If he claimed the whole top floor, there’d be more than enough room for everything. The second, unfinished penthouse that took up the western half would become a miniature Batcave under the pretense of having his own helicopter hangar, and he’d actually use it for that. He did have his license, after all. He could add a gym there, in what would have been the master bedroom, and take advantage of the plumbing already in place. The heavy kitchen circuit would suffice for the kind of computers and machinery he’d be bringing in, and a few misleading pieces of equipment would make it seem like he had a high-tech entertainment center for his…questionable leisure activities. The mostly-finished penthouse, of course, had more than enough room for Clark to live comfortably in the second bedroom. Or the third, more modest one, if he preferred. It would be expected of Bruce Wayne to claim the opulent master bedroom, of course. But the other two were hardly shoeboxes and whichever Clark chose, the one remaining would make a lavish guest room.
The private elevator leading from the lobby to the penthouse would normally be a concern, but with the plan specifying two penthouses there was a convenient little hall already built in. It wouldn’t take much to reinforce those walls, and in Metropolis, reinforced walls would hardly raise an eyebrow. Biometric scanners might, but that’s where his own reputation would come in handy. Naturally, Mr. Wayne had to have all the newest toys for himself. If they made it easier for him to slip into his little hideaway while at less than full faculties, well, no one would be so crude as to say that directly. The other security measures would be added surreptitiously. As for Superman being able to enter and leave discreetly, Lex’s obsession with large windows more than took care of that. Alter a few to open out from the bottom, European-style, or install a biometric scanner on them, or on the skylight. There was a patio attached to the living room with a functional door, and one for the east-facing third bedroom. Plenty of options.
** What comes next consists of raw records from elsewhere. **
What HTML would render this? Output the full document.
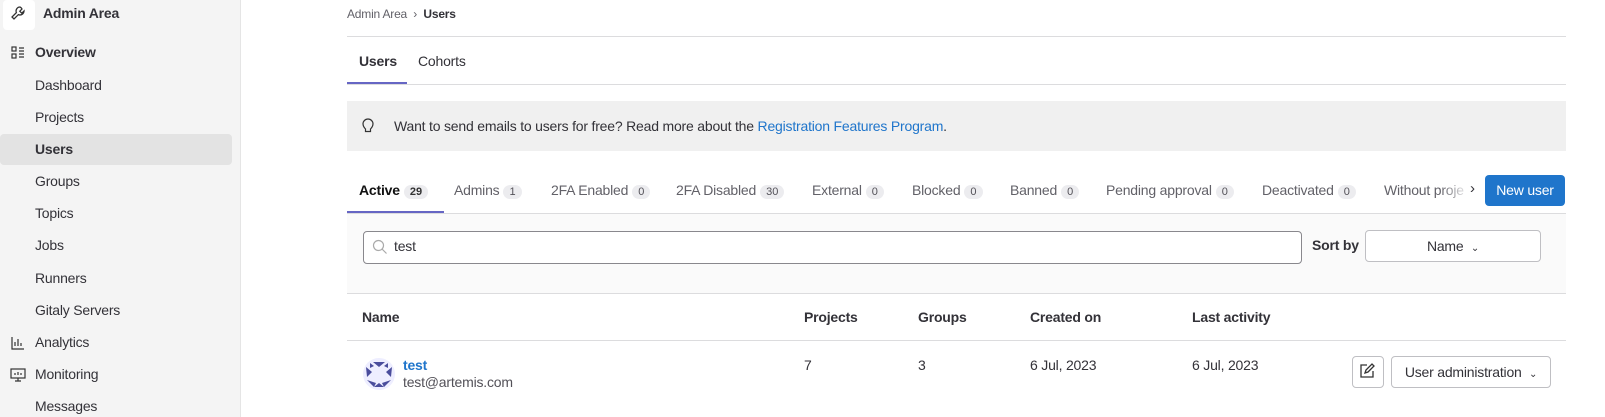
<!DOCTYPE html><html><head><style>
body{margin:0;width:1605px;height:417px;overflow:hidden;font-family:"Liberation Sans",sans-serif;font-size:14px;letter-spacing:-0.2px;color:#333238;background:#fff;position:relative}
.a{position:absolute;white-space:nowrap}
.sb{position:absolute;left:0;top:0;width:240px;height:417px;background:#f4f4f4;border-right:1px solid #e5e5e5}
.b{font-weight:bold}
.badge{display:inline-block;background:#ececef;border-radius:9px;font-size:11px;padding:1px 6px;margin-left:4px;color:#535158;letter-spacing:0}
.tab{position:absolute;top:182px;color:#626168}
</style></head><body>
<div class="sb">
<div class="a" style="left:3px;top:0;width:32px;height:30px;background:#fff;border-radius:4px"></div>
<svg class="a" style="left:10px;top:5px" width="16" height="16" viewBox="0 0 16 16"><path d="M10 2a4 4 0 0 0-3.6 5.6L2 12l2 2 4.4-4.4A4 4 0 0 0 14 6l-2.2 2.2-2-2L12 4A4 4 0 0 0 10 2z" fill="none" stroke="#333" stroke-width="1.3"/></svg>
<div class="a b" style="left:43px;top:5px">Admin Area</div>
<svg class="a" style="left:11px;top:46px" width="14" height="14" viewBox="0 0 14 14" fill="none" stroke="#333" stroke-width="1.2"><rect x="1" y="1" width="4" height="4"/><rect x="1" y="8" width="4" height="4"/><path d="M8 2h5M8 5h5M8 8h5M8 11h5"/></svg>
<div class="a b" style="left:35px;top:44px">Overview</div>
<div class="a" style="left:0;top:134px;width:232px;height:31px;background:#e3e3e3;border-radius:4px"></div>
<div class="a" style="left:35px;top:77px">Dashboard</div>
<div class="a" style="left:35px;top:109px">Projects</div>
<div class="a b" style="left:35px;top:141px">Users</div>
<div class="a" style="left:35px;top:173px">Groups</div>
<div class="a" style="left:35px;top:205px">Topics</div>
<div class="a" style="left:35px;top:237px">Jobs</div>
<div class="a" style="left:35px;top:270px">Runners</div>
<div class="a" style="left:35px;top:302px">Gitaly Servers</div>
<svg class="a" style="left:11px;top:336px" width="14" height="14" viewBox="0 0 14 14" fill="none" stroke="#333" stroke-width="1.2"><path d="M1 1v12h12M4 10V6M7 10V3M10 10V7"/></svg>
<div class="a" style="left:35px;top:334px">Analytics</div>
<svg class="a" style="left:10px;top:368px" width="16" height="14" viewBox="0 0 16 14" fill="none" stroke="#333" stroke-width="1.2"><rect x="1" y="1" width="14" height="9"/><path d="M8 10v3M5 13h6M5 7V5M8 7V4M11 7V5"/></svg>
<div class="a" style="left:35px;top:366px">Monitoring</div>
<div class="a" style="left:35px;top:398px">Messages</div>
</div>
<div class="a" style="left:347px;top:7px;font-size:12px;color:#626168">Admin Area &nbsp;›&nbsp; <b style="color:#333238">Users</b></div>
<div class="a" style="left:347px;top:36px;width:1219px;height:1px;background:#dcdcde"></div>
<div class="a b" style="left:359px;top:53px">Users</div>
<div class="a" style="left:418px;top:53px">Cohorts</div>
<div class="a" style="left:347px;top:82px;width:60px;height:2px;background:#6666c4"></div>
<div class="a" style="left:347px;top:84px;width:1219px;height:1px;background:#dcdcde"></div>
<div class="a" style="left:347px;top:101px;width:1219px;height:50px;background:#f0f0f0"></div>
<svg class="a" style="left:362px;top:118px" width="12" height="16" viewBox="0 0 12 16" fill="none" stroke="#333" stroke-width="1.2"><path d="M3.5 11C2 9.5 1 8 1 6a5 5 0 0 1 10 0c0 2-1 3.5-2.5 5v2.5h-5z"/></svg>
<div class="a" style="left:394px;top:118px">Want to send emails to users for free? Read more about the <span style="color:#1f75cb">Registration Features Program</span>.</div>
<div class="a b" style="left:359px;top:182px;color:#111">Active<span class="badge" style="font-weight:bold;color:#333">29</span></div>
<div class="tab" style="left:454px">Admins<span class="badge">1</span></div>
<div class="tab" style="left:551px">2FA Enabled<span class="badge">0</span></div>
<div class="tab" style="left:676px">2FA Disabled<span class="badge">30</span></div>
<div class="tab" style="left:812px">External<span class="badge">0</span></div>
<div class="tab" style="left:912px">Blocked<span class="badge">0</span></div>
<div class="tab" style="left:1010px">Banned<span class="badge">0</span></div>
<div class="tab" style="left:1106px">Pending approval<span class="badge">0</span></div>
<div class="tab" style="left:1262px">Deactivated<span class="badge">0</span></div>
<div class="tab" style="left:1384px">Without proje</div>
<div class="a" style="left:1440px;top:176px;width:30px;height:30px;background:linear-gradient(90deg,rgba(255,255,255,0),#fff)"></div>
<div class="a" style="left:1470px;top:180px;font-size:15px">›</div>
<div class="a" style="left:1485px;top:175px;width:80px;height:31px;background:#1f75cb;border-radius:4px;color:#fff;text-align:center;line-height:31px">New user</div>
<div class="a" style="left:347px;top:211px;width:97px;height:2px;background:#6666c4"></div>
<div class="a" style="left:347px;top:213px;width:1219px;height:79px;background:#fafafa;border-top:1px solid #dcdcde;border-bottom:1px solid #dcdcde"></div>
<div class="a" style="left:363px;top:231px;width:937px;height:31px;border:1px solid #89888d;border-radius:4px;background:#fff"></div>
<svg class="a" style="left:372px;top:239px" width="16" height="16" viewBox="0 0 16 16" fill="none" stroke="#aaa" stroke-width="1.2"><circle cx="6.5" cy="6.5" r="5"/><path d="M10 10l4.5 4.5"/></svg>
<div class="a" style="left:394px;top:238px">test</div>
<div class="a b" style="left:1312px;top:237px">Sort by</div>
<div class="a" style="left:1365px;top:230px;width:174px;height:30px;border:1px solid #bfbfc3;border-radius:4px;background:#fff;text-align:center;line-height:30px">Name &nbsp;<span style="font-size:10px">⌄</span></div>
<div class="a b" style="left:362px;top:309px">Name</div>
<div class="a b" style="left:804px;top:309px">Projects</div>
<div class="a b" style="left:918px;top:309px">Groups</div>
<div class="a b" style="left:1030px;top:309px">Created on</div>
<div class="a b" style="left:1192px;top:309px">Last activity</div>
<div class="a" style="left:347px;top:340px;width:1219px;height:1px;background:#dcdcde"></div>
<svg class="a" style="left:363px;top:358px" width="32" height="32" viewBox="0 0 32 32"><circle cx="16" cy="16" r="16" fill="#eef"/><g fill="#4a4d9c"><path d="M10 3l6 5 6-5z" transform="translate(0,1)"/><path d="M3 9l1 10 5-5zM29 9l-1 10-5-5z"/><path d="M4 22l7 7 2-4zM28 22l-7 7-2-4z"/><path d="M11 29h10l-5-4z"/><path d="M7 5l4 3-4 2zM25 5l-4 3 4 2z"/></g></svg>
<div class="a b" style="left:403px;top:357px;color:#1f75cb">test</div>
<div class="a" style="left:403px;top:374px;color:#535158">test@artemis.com</div>
<div class="a" style="left:804px;top:357px">7</div>
<div class="a" style="left:918px;top:357px">3</div>
<div class="a" style="left:1030px;top:357px">6 Jul, 2023</div>
<div class="a" style="left:1192px;top:357px">6 Jul, 2023</div>
<div class="a" style="left:1352px;top:356px;width:30px;height:30px;border:1px solid #bfbfc3;border-radius:4px"></div>
<svg class="a" style="left:1359px;top:363px" width="16" height="16" viewBox="0 0 16 16" fill="none" stroke="#333" stroke-width="1.3"><path d="M8 2H2v12h12V8M6 10l1-3 6-6 2 2-6 6z"/></svg>
<div class="a" style="left:1391px;top:356px;width:158px;height:30px;border:1px solid #bfbfc3;border-radius:4px;line-height:30px;text-align:center">User administration &nbsp;<span style="font-size:10px">⌄</span></div>
</body></html>
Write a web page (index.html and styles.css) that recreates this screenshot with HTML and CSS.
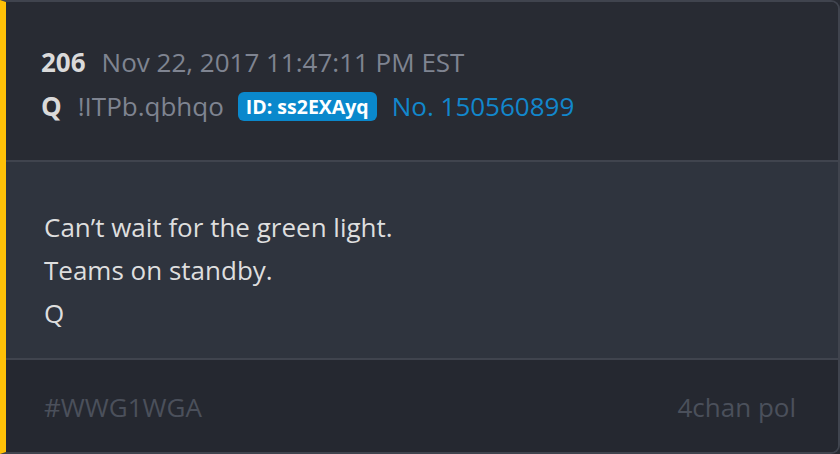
FILE: index.html
```html
<!DOCTYPE html>
<html lang="en">
<head>
    <meta charset="UTF-8">
    <meta name="viewport" content="width=device-width, initial-scale=1.0">
    <title>Post 206</title>
    <link rel="stylesheet" href="styles.css">
</head>
<body>
    <div class="post">
        <div class="post-header">
            <div class="meta-line">
                <span class="post-num">206</span>
                <span class="post-date">Nov 22, 2017 11:47:11 PM EST</span>
            </div>
            <div class="meta-line">
                <span class="post-name">Q</span>
                <span class="post-trip">!ITPb.qbhqo</span>
                <span class="post-id">ID: ss2EXAyq</span>
                <a class="post-link" href="#">No. 150560899</a>
            </div>
        </div>

        <div class="post-body">
            <p>Can’t wait for the green light.</p>
            <p>Teams on standby.</p>
            <p>Q</p>
        </div>

        <div class="post-footer">
            <span class="tag">#WWG1WGA</span>
            <span class="source">4chan pol</span>
        </div>
    </div>
</body>
</html>
```

FILE: styles.css
```css
body {
    font-family: 'Open Sans', sans-serif;
    margin: 0;
    padding: 0;
    background-color: #282b33;
}

.post {
    box-sizing: border-box;
    width: 840px;
    height: 454px;
    display: flex;
    flex-direction: column;
    border: 2px solid #40444e;
    border-left: 6px solid #ffc107;
    border-radius: 0 9px 9px 0;
    overflow: hidden;
}

.post-header {
    height: 160px;
    box-sizing: border-box;
    padding: 38px 34px 0 35px;
    background-color: #282b33;
    border-bottom: 2px solid #40444e;
}

.meta-line {
    display: flex;
    align-items: center;
    font-size: 26px;
    line-height: 44px;
    white-space: nowrap;
}

.post-num {
    font-weight: 700;
    color: #dadada;
    margin-right: 16px;
}

.post-name {
    font-weight: 700;
    color: #dadada;
    margin-right: 16px;
}

.post-date {
    color: #7f8491;
}

.post-trip {
    color: #7f8491;
    margin-right: 14px;
}

.post-id {
    background-color: #0a88cc;
    color: #fff;
    font-size: 19.5px;
    font-weight: 700;
    line-height: 29px;
    padding: 0 8px;
    border-radius: 6px;
    margin-right: 15px;
}

.post-link {
    color: #1287cc;
    text-decoration: none;
}

.post-body {
    flex: 1;
    padding: 44px 38px 0 38px;
    background-color: #2f343e;
    border-bottom: 2px solid #40444e;
    color: #dedede;
    font-size: 26px;
    line-height: 43px;
}

.post-body p {
    margin: 0;
}

.post-footer {
    height: 92px;
    box-sizing: border-box;
    display: flex;
    justify-content: space-between;
    align-items: center;
    padding: 2px 42px 0 38px;
    background-color: #252830;
    color: #4b505b;
    font-size: 26px;
}
```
He’d have to get Clark’s okay on the place, of course, but he was finding that idea less…restrictive…than he’d expected to. He typed up a brief email to Lois, included the building’s address, and sent it off. She’d relay it to Clark, who’d check it out and give it a yea or nay via ambiguous phone call. He’d have his answer within seventy-two hours, and then he could start the wheels turning. By the end of the month, construction would likely have begun on his Metropolis residence.
Feeling remarkably satisfied with the night’s work, and strangely optimistic besides, Batman stood up from the computer and left the cave. Maybe tonight he’d go to bed early for a change.